# COLLECTED DATA:
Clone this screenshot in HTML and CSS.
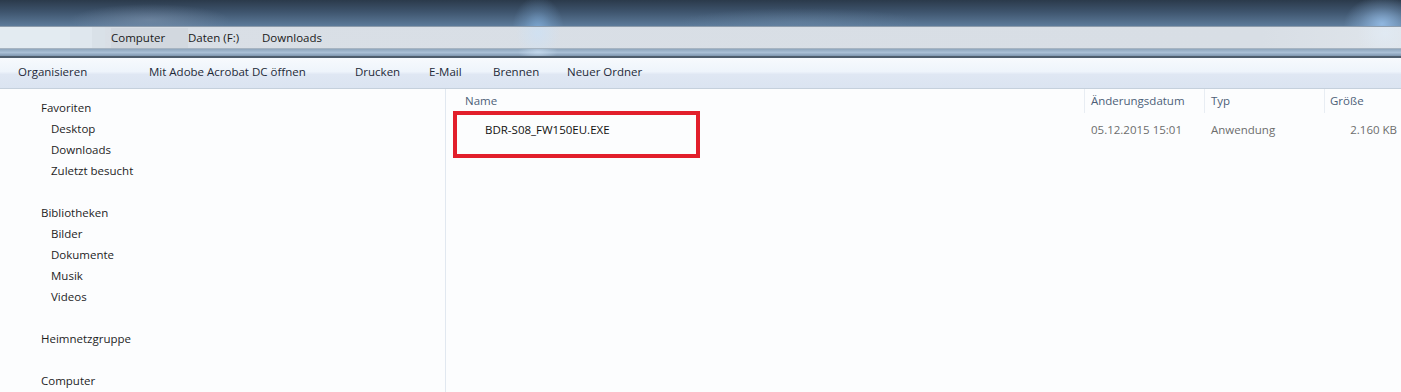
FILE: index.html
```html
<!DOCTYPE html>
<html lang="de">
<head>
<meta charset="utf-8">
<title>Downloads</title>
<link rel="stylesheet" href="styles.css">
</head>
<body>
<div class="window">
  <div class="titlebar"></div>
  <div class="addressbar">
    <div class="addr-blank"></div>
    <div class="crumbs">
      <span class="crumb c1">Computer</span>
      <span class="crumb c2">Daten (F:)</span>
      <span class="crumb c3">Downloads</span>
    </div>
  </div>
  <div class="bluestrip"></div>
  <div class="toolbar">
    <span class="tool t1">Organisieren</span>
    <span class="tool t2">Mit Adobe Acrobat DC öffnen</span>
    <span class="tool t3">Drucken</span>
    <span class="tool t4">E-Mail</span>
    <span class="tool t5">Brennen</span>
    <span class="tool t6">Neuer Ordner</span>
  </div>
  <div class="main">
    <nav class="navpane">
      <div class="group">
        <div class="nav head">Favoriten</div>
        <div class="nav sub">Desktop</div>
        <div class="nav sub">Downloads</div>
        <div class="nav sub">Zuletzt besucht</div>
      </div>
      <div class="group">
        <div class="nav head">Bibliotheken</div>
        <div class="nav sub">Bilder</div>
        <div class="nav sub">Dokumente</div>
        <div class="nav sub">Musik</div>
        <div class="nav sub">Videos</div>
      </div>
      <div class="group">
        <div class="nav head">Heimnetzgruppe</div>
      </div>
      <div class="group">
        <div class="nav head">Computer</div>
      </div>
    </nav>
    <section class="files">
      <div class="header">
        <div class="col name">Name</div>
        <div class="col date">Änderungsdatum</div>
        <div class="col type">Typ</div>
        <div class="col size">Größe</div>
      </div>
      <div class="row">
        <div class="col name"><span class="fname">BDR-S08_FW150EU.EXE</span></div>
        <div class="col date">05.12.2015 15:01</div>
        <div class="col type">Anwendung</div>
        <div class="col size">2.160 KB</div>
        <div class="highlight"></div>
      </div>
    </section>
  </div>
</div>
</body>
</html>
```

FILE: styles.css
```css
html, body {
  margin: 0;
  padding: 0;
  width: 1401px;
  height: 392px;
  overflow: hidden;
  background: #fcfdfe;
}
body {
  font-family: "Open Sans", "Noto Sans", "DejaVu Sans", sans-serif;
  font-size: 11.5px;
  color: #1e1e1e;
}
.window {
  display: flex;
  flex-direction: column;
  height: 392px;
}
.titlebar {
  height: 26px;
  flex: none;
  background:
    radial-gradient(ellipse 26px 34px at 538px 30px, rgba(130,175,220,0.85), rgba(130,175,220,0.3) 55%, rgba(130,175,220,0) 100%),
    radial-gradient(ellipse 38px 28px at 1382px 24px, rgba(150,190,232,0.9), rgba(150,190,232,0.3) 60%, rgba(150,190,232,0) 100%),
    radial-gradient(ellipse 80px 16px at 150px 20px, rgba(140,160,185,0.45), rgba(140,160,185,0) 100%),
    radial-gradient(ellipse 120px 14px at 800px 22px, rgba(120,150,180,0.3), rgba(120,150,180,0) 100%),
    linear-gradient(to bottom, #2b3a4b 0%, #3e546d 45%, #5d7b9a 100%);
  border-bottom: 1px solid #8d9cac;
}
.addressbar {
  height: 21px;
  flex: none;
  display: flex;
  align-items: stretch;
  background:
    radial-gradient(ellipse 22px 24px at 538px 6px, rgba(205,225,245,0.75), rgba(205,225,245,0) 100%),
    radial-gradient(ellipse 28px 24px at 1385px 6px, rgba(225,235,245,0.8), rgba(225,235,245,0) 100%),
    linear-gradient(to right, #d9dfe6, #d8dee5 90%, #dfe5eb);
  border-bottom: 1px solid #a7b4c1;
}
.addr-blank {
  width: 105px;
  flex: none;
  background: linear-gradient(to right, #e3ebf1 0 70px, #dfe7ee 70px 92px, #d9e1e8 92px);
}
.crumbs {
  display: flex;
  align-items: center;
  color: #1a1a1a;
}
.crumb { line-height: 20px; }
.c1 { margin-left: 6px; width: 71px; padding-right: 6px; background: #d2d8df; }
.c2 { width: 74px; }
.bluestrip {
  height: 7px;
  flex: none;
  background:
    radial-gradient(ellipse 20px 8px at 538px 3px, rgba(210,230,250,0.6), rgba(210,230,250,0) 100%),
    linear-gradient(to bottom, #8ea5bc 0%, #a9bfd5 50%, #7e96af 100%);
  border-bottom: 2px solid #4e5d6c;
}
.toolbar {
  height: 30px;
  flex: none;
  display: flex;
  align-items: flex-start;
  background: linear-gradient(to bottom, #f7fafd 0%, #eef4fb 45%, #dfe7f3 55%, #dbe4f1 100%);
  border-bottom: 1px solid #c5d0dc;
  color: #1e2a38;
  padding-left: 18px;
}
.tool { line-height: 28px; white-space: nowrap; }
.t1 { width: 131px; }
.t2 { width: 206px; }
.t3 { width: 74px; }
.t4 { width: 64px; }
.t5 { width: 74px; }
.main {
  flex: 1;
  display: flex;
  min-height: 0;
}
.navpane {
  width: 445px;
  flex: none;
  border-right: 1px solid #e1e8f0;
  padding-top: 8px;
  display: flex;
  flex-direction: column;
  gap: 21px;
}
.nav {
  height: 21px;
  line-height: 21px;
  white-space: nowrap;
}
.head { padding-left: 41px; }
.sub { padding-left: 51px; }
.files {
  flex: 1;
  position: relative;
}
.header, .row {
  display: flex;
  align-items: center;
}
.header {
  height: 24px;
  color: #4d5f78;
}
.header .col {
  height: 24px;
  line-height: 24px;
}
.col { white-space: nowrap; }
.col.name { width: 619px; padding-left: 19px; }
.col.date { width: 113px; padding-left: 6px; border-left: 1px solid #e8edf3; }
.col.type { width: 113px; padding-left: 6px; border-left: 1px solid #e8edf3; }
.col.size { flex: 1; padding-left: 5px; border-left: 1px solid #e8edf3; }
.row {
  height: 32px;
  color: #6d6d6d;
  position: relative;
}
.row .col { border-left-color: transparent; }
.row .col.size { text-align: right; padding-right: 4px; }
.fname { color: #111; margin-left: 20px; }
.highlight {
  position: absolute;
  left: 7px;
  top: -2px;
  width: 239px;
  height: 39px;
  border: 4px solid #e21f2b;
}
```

# EXERCISE:
From start to finish, output the listing exactly, but omit its pictures.

# RIGHT ANSWER:
Clone this screenshot in HTML and CSS.
FILE: index.html
```html
<!DOCTYPE html>
<html lang="de">
<head>
<meta charset="utf-8">
<title>Downloads</title>
<link rel="stylesheet" href="styles.css">
</head>
<body>
<div class="window">
  <div class="titlebar"></div>
  <div class="addressbar">
    <div class="addr-blank"></div>
    <div class="crumbs">
      <span class="crumb c1">Computer</span>
      <span class="crumb c2">Daten (F:)</span>
      <span class="crumb c3">Downloads</span>
    </div>
  </div>
  <div class="bluestrip"></div>
  <div class="toolbar">
    <span class="tool t1">Organisieren</span>
    <span class="tool t2">Mit Adobe Acrobat DC öffnen</span>
    <span class="tool t3">Drucken</span>
    <span class="tool t4">E-Mail</span>
    <span class="tool t5">Brennen</span>
    <span class="tool t6">Neuer Ordner</span>
  </div>
  <div class="main">
    <nav class="navpane">
      <div class="group">
        <div class="nav head">Favoriten</div>
        <div class="nav sub">Desktop</div>
        <div class="nav sub">Downloads</div>
        <div class="nav sub">Zuletzt besucht</div>
      </div>
      <div class="group">
        <div class="nav head">Bibliotheken</div>
        <div class="nav sub">Bilder</div>
        <div class="nav sub">Dokumente</div>
        <div class="nav sub">Musik</div>
        <div class="nav sub">Videos</div>
      </div>
      <div class="group">
        <div class="nav head">Heimnetzgruppe</div>
      </div>
      <div class="group">
        <div class="nav head">Computer</div>
      </div>
    </nav>
    <section class="files">
      <div class="header">
        <div class="col name">Name</div>
        <div class="col date">Änderungsdatum</div>
        <div class="col type">Typ</div>
        <div class="col size">Größe</div>
      </div>
      <div class="row">
        <div class="col name"><span class="fname">BDR-S08_FW150EU.EXE</span></div>
        <div class="col date">05.12.2015 15:01</div>
        <div class="col type">Anwendung</div>
        <div class="col size">2.160 KB</div>
        <div class="highlight"></div>
      </div>
    </section>
  </div>
</div>
</body>
</html>
```

FILE: styles.css
```css
html, body {
  margin: 0;
  padding: 0;
  width: 1401px;
  height: 392px;
  overflow: hidden;
  background: #fcfdfe;
}
body {
  font-family: "Open Sans", "Noto Sans", "DejaVu Sans", sans-serif;
  font-size: 11.5px;
  color: #1e1e1e;
}
.window {
  display: flex;
  flex-direction: column;
  height: 392px;
}
.titlebar {
  height: 26px;
  flex: none;
  background:
    radial-gradient(ellipse 26px 34px at 538px 30px, rgba(130,175,220,0.85), rgba(130,175,220,0.3) 55%, rgba(130,175,220,0) 100%),
    radial-gradient(ellipse 38px 28px at 1382px 24px, rgba(150,190,232,0.9), rgba(150,190,232,0.3) 60%, rgba(150,190,232,0) 100%),
    radial-gradient(ellipse 80px 16px at 150px 20px, rgba(140,160,185,0.45), rgba(140,160,185,0) 100%),
    radial-gradient(ellipse 120px 14px at 800px 22px, rgba(120,150,180,0.3), rgba(120,150,180,0) 100%),
    linear-gradient(to bottom, #2b3a4b 0%, #3e546d 45%, #5d7b9a 100%);
  border-bottom: 1px solid #8d9cac;
}
.addressbar {
  height: 21px;
  flex: none;
  display: flex;
  align-items: stretch;
  background:
    radial-gradient(ellipse 22px 24px at 538px 6px, rgba(205,225,245,0.75), rgba(205,225,245,0) 100%),
    radial-gradient(ellipse 28px 24px at 1385px 6px, rgba(225,235,245,0.8), rgba(225,235,245,0) 100%),
    linear-gradient(to right, #d9dfe6, #d8dee5 90%, #dfe5eb);
  border-bottom: 1px solid #a7b4c1;
}
.addr-blank {
  width: 105px;
  flex: none;
  background: linear-gradient(to right, #e3ebf1 0 70px, #dfe7ee 70px 92px, #d9e1e8 92px);
}
.crumbs {
  display: flex;
  align-items: center;
  color: #1a1a1a;
}
.crumb { line-height: 20px; }
.c1 { margin-left: 6px; width: 71px; padding-right: 6px; background: #d2d8df; }
.c2 { width: 74px; }
.bluestrip {
  height: 7px;
  flex: none;
  background:
    radial-gradient(ellipse 20px 8px at 538px 3px, rgba(210,230,250,0.6), rgba(210,230,250,0) 100%),
    linear-gradient(to bottom, #8ea5bc 0%, #a9bfd5 50%, #7e96af 100%);
  border-bottom: 2px solid #4e5d6c;
}
.toolbar {
  height: 30px;
  flex: none;
  display: flex;
  align-items: flex-start;
  background: linear-gradient(to bottom, #f7fafd 0%, #eef4fb 45%, #dfe7f3 55%, #dbe4f1 100%);
  border-bottom: 1px solid #c5d0dc;
  color: #1e2a38;
  padding-left: 18px;
}
.tool { line-height: 28px; white-space: nowrap; }
.t1 { width: 131px; }
.t2 { width: 206px; }
.t3 { width: 74px; }
.t4 { width: 64px; }
.t5 { width: 74px; }
.main {
  flex: 1;
  display: flex;
  min-height: 0;
}
.navpane {
  width: 445px;
  flex: none;
  border-right: 1px solid #e1e8f0;
  padding-top: 8px;
  display: flex;
  flex-direction: column;
  gap: 21px;
}
.nav {
  height: 21px;
  line-height: 21px;
  white-space: nowrap;
}
.head { padding-left: 41px; }
.sub { padding-left: 51px; }
.files {
  flex: 1;
  position: relative;
}
.header, .row {
  display: flex;
  align-items: center;
}
.header {
  height: 24px;
  color: #4d5f78;
}
.header .col {
  height: 24px;
  line-height: 24px;
}
.col { white-space: nowrap; }
.col.name { width: 619px; padding-left: 19px; }
.col.date { width: 113px; padding-left: 6px; border-left: 1px solid #e8edf3; }
.col.type { width: 113px; padding-left: 6px; border-left: 1px solid #e8edf3; }
.col.size { flex: 1; padding-left: 5px; border-left: 1px solid #e8edf3; }
.row {
  height: 32px;
  color: #6d6d6d;
  position: relative;
}
.row .col { border-left-color: transparent; }
.row .col.size { text-align: right; padding-right: 4px; }
.fname { color: #111; margin-left: 20px; }
.highlight {
  position: absolute;
  left: 7px;
  top: -2px;
  width: 239px;
  height: 39px;
  border: 4px solid #e21f2b;
}
```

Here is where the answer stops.